In 13 Hours however, this boorish ideology is juxtaposed with something else, something that erodes his expected fetishistic attitude toward American exceptionalism. 13 Hours is the most sober movie Bay has probably ever made, informed by what has to be the director’s growing cynicism.
There is a palpable feeling of dread throughout the film, a sense that everything America has built, everything it stands for, is all falling down. This is apparent when the wife of Krasinski’s Silva bursts into tears while talking on the phone with him and taking a carload of kids through a McDonald’s drive-through.
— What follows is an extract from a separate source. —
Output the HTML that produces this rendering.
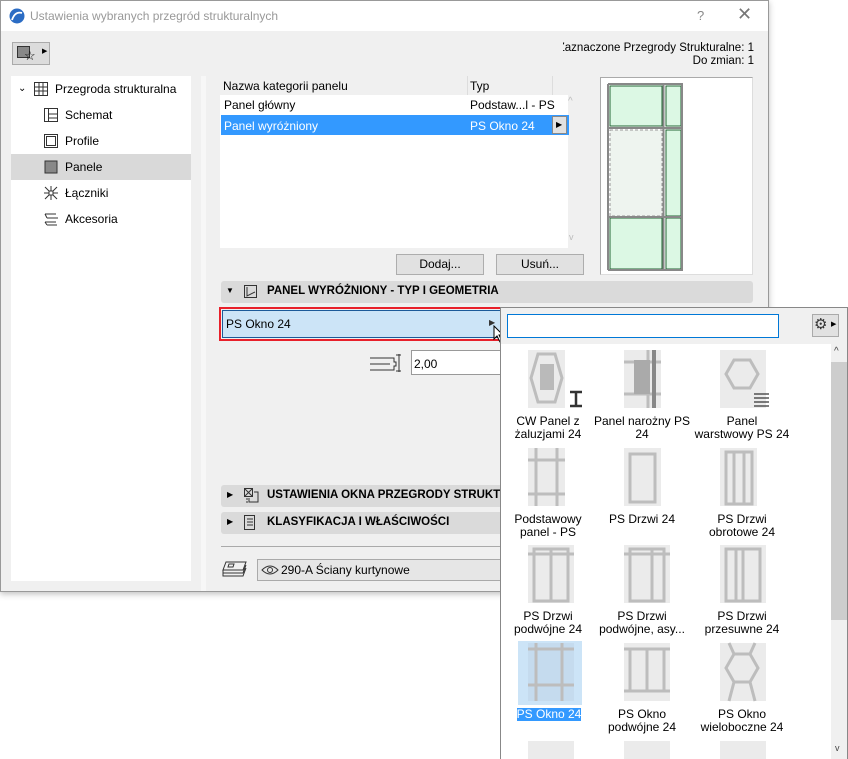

And it’s seen in the film’s treatment of the American flag, which is surprisingly understated. Often times in 13 Hours, the flag is unexpectedly positioned. It’s on the side of a shot, halfway out of the frame, or even ignominiously in a pool of dirty water. This content is paired with typical Bay fodder, such as shots that shamelessly ogle the ripped cores and bulging pectorals of the soldiers when they’re working out. And while this makes 13 Hours feel uneven, it creates a tension that is undeniably engaging. This is not meant to suggest that 13 Hours is good movie mind you, not by a long shot. But it is certainly, and perhaps unfortunately, watchable.